**TASK REQUIREMENTS**
Copy out every line exactly, passing over the pictures.
** begin INFORMATION SUPPLIED **
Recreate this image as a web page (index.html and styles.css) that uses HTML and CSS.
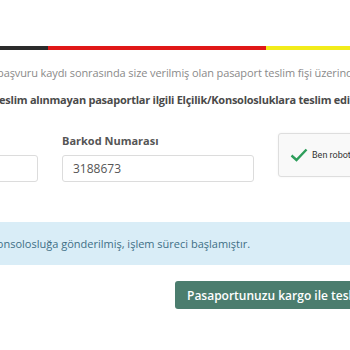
FILE: index.html
```html
<!DOCTYPE html>
<html lang="tr">
<head>
<meta charset="utf-8">
<link rel="stylesheet" href="styles.css">
</head>
<body>
<div class="page">
  <div class="flag"><span class="f-black"></span><span class="f-red"></span><span class="f-yellow"></span></div>
  <p class="info">başvuru kaydı sonrasında size verilmiş olan pasaport teslim fişi üzerinde yer alan</p>
  <p class="note">Teslim alınmayan pasaportlar ilgili Elçilik/Konsolosluklara teslim edilmektedir.</p>
  <div class="form-row">
    <div class="field">
      <label class="label">Başvuru Numarası</label>
      <div class="input"></div>
    </div>
    <div class="field">
      <label class="label">Barkod Numarası</label>
      <div class="input">3188673</div>
    </div>
    <div class="captcha">
      <svg class="check" width="18" height="14" viewBox="0 0 18 14"><path d="M1.5 7.5 L6.5 12 L16.5 1.5" fill="none" stroke="#2e9e5b" stroke-width="2.4"/></svg>
      <span class="captcha-text">Ben robot değilim</span>
    </div>
  </div>
  <div class="alert">Pasaportunuz Konsolosluğa gönderilmiş, işlem süreci başlamıştır.</div>
  <div class="actions"><button class="btn">Pasaportunuzu kargo ile teslim almak için tıklayınız</button></div>
</div>
</body>
</html>
```
FILE: styles.css
```css
html, body {
  margin: 0;
  padding: 0;
  background: #fff;
  overflow: hidden;
}
body {
  width: 350px;
  height: 350px;
  font-family: "Open Sans", "Noto Sans", sans-serif;
}
.page {
  padding-top: 46px;
  white-space: nowrap;
}
.flag {
  display: flex;
  height: 4px;
}
.f-black { width: 48px; background: #2b2b2b; }
.f-red { width: 218px; background: #e01818; }
.f-yellow { flex: 1; background: #f2ec1a; }
.info {
  margin: 14px 0 0 -3px;
  font-size: 11px;
  line-height: 18px;
  color: #8a8a8a;
  letter-spacing: -0.1px;
}
.note {
  margin: 9px 0 0 -7px;
  font-size: 11px;
  line-height: 18px;
  font-weight: 700;
  color: #4a4a4a;
  letter-spacing: -0.25px;
}
.form-row {
  display: flex;
  gap: 24px;
  margin: 24px 0 0 -154px;
  align-items: flex-start;
}
.field {
  flex: none;
  width: 192px;
  display: flex;
  flex-direction: column;
  gap: 6px;
}
.label {
  font-size: 11px;
  line-height: 16px;
  font-weight: 700;
  color: #555;
}
.input {
  box-sizing: border-box;
  height: 27px;
  border: 1px solid #dcdcdc;
  border-radius: 3px;
  padding: 0 10px;
  font-size: 12px;
  line-height: 25px;
  color: #555;
}
.captcha {
  flex: none;
  box-sizing: border-box;
  width: 174px;
  height: 44px;
  border: 1px solid #dedede;
  border-radius: 3px;
  background: #f9f9f9;
  display: flex;
  align-items: center;
  gap: 4px;
  padding-left: 11px;
  box-shadow: 0 0 3px rgba(0,0,0,0.05);
}
.check { flex: none; }
.captcha-text {
  font-family: Roboto, sans-serif;
  font-size: 9px;
  color: #333;
}
.alert {
  margin-top: 40px;
  height: 43px;
  background: #d9edf7;
  color: #3e6f86;
  font-size: 11px;
  line-height: 43px;
  text-indent: -84px;
}
.actions {
  margin-top: 16px;
  padding-left: 175px;
}
.btn {
  height: 28px;
  border: 0;
  border-radius: 3px;
  background: #4b7d6e;
  color: #fff;
  font-family: inherit;
  font-size: 12px;
  font-weight: 600;
  padding: 0 12px;
  white-space: nowrap;
}
```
** end INFORMATION SUPPLIED **
**SOLUTION TO THE EXERCISE**
Recreate this image as a web page (index.html and styles.css) that uses HTML and CSS.
FILE: index.html
```html
<!DOCTYPE html>
<html lang="tr">
<head>
<meta charset="utf-8">
<link rel="stylesheet" href="styles.css">
</head>
<body>
<div class="page">
  <div class="flag"><span class="f-black"></span><span class="f-red"></span><span class="f-yellow"></span></div>
  <p class="info">başvuru kaydı sonrasında size verilmiş olan pasaport teslim fişi üzerinde yer alan</p>
  <p class="note">Teslim alınmayan pasaportlar ilgili Elçilik/Konsolosluklara teslim edilmektedir.</p>
  <div class="form-row">
    <div class="field">
      <label class="label">Başvuru Numarası</label>
      <div class="input"></div>
    </div>
    <div class="field">
      <label class="label">Barkod Numarası</label>
      <div class="input">3188673</div>
    </div>
    <div class="captcha">
      <svg class="check" width="18" height="14" viewBox="0 0 18 14"><path d="M1.5 7.5 L6.5 12 L16.5 1.5" fill="none" stroke="#2e9e5b" stroke-width="2.4"/></svg>
      <span class="captcha-text">Ben robot değilim</span>
    </div>
  </div>
  <div class="alert">Pasaportunuz Konsolosluğa gönderilmiş, işlem süreci başlamıştır.</div>
  <div class="actions"><button class="btn">Pasaportunuzu kargo ile teslim almak için tıklayınız</button></div>
</div>
</body>
</html>
```
FILE: styles.css
```css
html, body {
  margin: 0;
  padding: 0;
  background: #fff;
  overflow: hidden;
}
body {
  width: 350px;
  height: 350px;
  font-family: "Open Sans", "Noto Sans", sans-serif;
}
.page {
  padding-top: 46px;
  white-space: nowrap;
}
.flag {
  display: flex;
  height: 4px;
}
.f-black { width: 48px; background: #2b2b2b; }
.f-red { width: 218px; background: #e01818; }
.f-yellow { flex: 1; background: #f2ec1a; }
.info {
  margin: 14px 0 0 -3px;
  font-size: 11px;
  line-height: 18px;
  color: #8a8a8a;
  letter-spacing: -0.1px;
}
.note {
  margin: 9px 0 0 -7px;
  font-size: 11px;
  line-height: 18px;
  font-weight: 700;
  color: #4a4a4a;
  letter-spacing: -0.25px;
}
.form-row {
  display: flex;
  gap: 24px;
  margin: 24px 0 0 -154px;
  align-items: flex-start;
}
.field {
  flex: none;
  width: 192px;
  display: flex;
  flex-direction: column;
  gap: 6px;
}
.label {
  font-size: 11px;
  line-height: 16px;
  font-weight: 700;
  color: #555;
}
.input {
  box-sizing: border-box;
  height: 27px;
  border: 1px solid #dcdcdc;
  border-radius: 3px;
  padding: 0 10px;
  font-size: 12px;
  line-height: 25px;
  color: #555;
}
.captcha {
  flex: none;
  box-sizing: border-box;
  width: 174px;
  height: 44px;
  border: 1px solid #dedede;
  border-radius: 3px;
  background: #f9f9f9;
  display: flex;
  align-items: center;
  gap: 4px;
  padding-left: 11px;
  box-shadow: 0 0 3px rgba(0,0,0,0.05);
}
.check { flex: none; }
.captcha-text {
  font-family: Roboto, sans-serif;
  font-size: 9px;
  color: #333;
}
.alert {
  margin-top: 40px;
  height: 43px;
  background: #d9edf7;
  color: #3e6f86;
  font-size: 11px;
  line-height: 43px;
  text-indent: -84px;
}
.actions {
  margin-top: 16px;
  padding-left: 175px;
}
.btn {
  height: 28px;
  border: 0;
  border-radius: 3px;
  background: #4b7d6e;
  color: #fff;
  font-family: inherit;
  font-size: 12px;
  font-weight: 600;
  padding: 0 12px;
  white-space: nowrap;
}
```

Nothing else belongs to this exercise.